The SNC-Lavalin Group Inc. has been selected
to design, build and operate a new high-speed, grade-separated
public transit system, being readied for the 2010 Vancouver
Winter Olympics.
The announcement was made by RAV Projects Management Ltd.,
the agency overseeing procurements, design and construction
of the 19.5- kilometre line. It will run from downtown Vancouver
to the Vancouver International Airport and Richmond. British
partner Serco Group is joining SNC-Lavalin for the $1.76-billion
project, scheduled for start of construction next August.

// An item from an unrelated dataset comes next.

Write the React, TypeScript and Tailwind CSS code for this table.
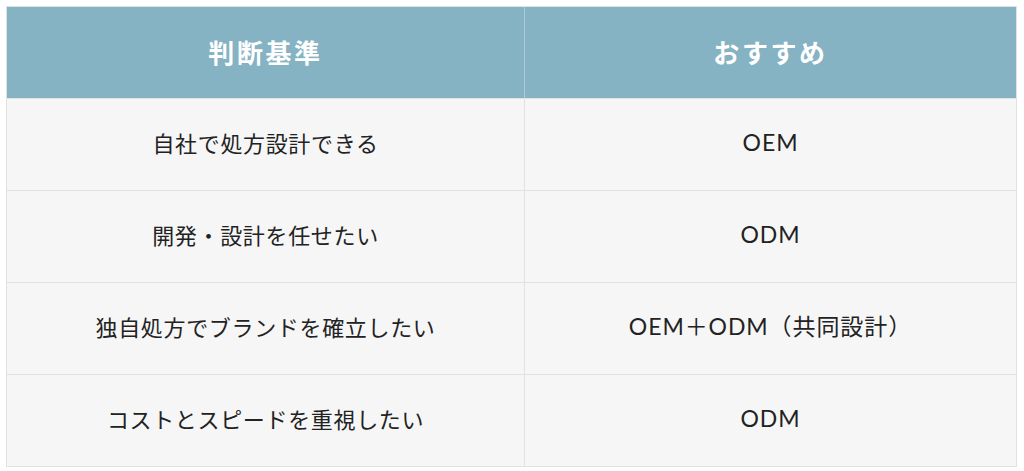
export default function App() {
  const rows = [
    ["自社で処方設計できる", "OEM"],
    ["開発・設計を任せたい", "ODM"],
    ["独自処方でブランドを確立したい", "OEM＋ODM（共同設計）"],
    ["コストとスピードを重視したい", "ODM"],
  ];
  const font = { fontFamily: '"Noto Sans CJK JP", "Noto Sans", sans-serif' };
  const latin = { fontFamily: 'Lato, "Noto Sans CJK JP", sans-serif' };
  return (
    <div className="w-[1024px] h-[471px] bg-white pt-[6px] pl-[6px]" style={font}>
      <div className="w-[1011px] border border-[#e2e2e2] grid grid-cols-[518px_1fr]">
        <div className="h-[91px] bg-[#85b3c3] flex items-center justify-center text-white text-[26px] font-bold tracking-[0.1em] border-r border-[#a9cad6] pb-[2px]">
          判断基準
        </div>
        <div className="h-[91px] bg-[#85b3c3] flex items-center justify-center text-white text-[26px] font-bold tracking-[0.1em] pb-[2px]">
          おすすめ
        </div>
        {rows.map(([a, b], i) => (
          <>
            <div key={"a" + i} className="h-[92px] bg-[#f6f6f6] border-t border-r border-[#e2e2e2] flex items-center justify-center text-[#222] text-[22px] tracking-[0.03em] pb-[4px]">
              {a}
            </div>
            <div key={"b" + i} className="h-[92px] bg-[#f6f6f6] border-t border-[#e2e2e2] flex items-center justify-center text-[#222] text-[23px] tracking-[0.04em] pb-[4px]" style={latin}>
              {b}
            </div>
          </>
        ))}
      </div>
    </div>
  );
}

In a separate development, SNC-Lavalin ProFac Inc. has won
a $490-million, four-year contract to maintain 319 federal
buildings.
Interchange Project In South Edmonton Meets Amber
Light
Increased costs could delay construction of a long-discussed
major interchange at a South Edmonton intersection that now
handles about 90,000 vehicles a day.
Earlier projections placed costs of the planned roadwork at
23rd Avenue and Calgary Trail at $74 million — a figure
that now has risen to $107 million. That would turn it into
one of the costliest transportation projects in the city’s
history.
Besides dealing with the intersection of two major roadways,
the project, which includes bridges, has to take into account
nearby pipelines and a rail line.
Completion date had been estimated for 2006, but the work
will likely not be finished until 2007, according to City
of Edmonton Transportation Department Manager Rick
Millican, P.Eng.
City Manager Al Maurer, P.Eng., says project completion now
is dependent on assistance from senior governments.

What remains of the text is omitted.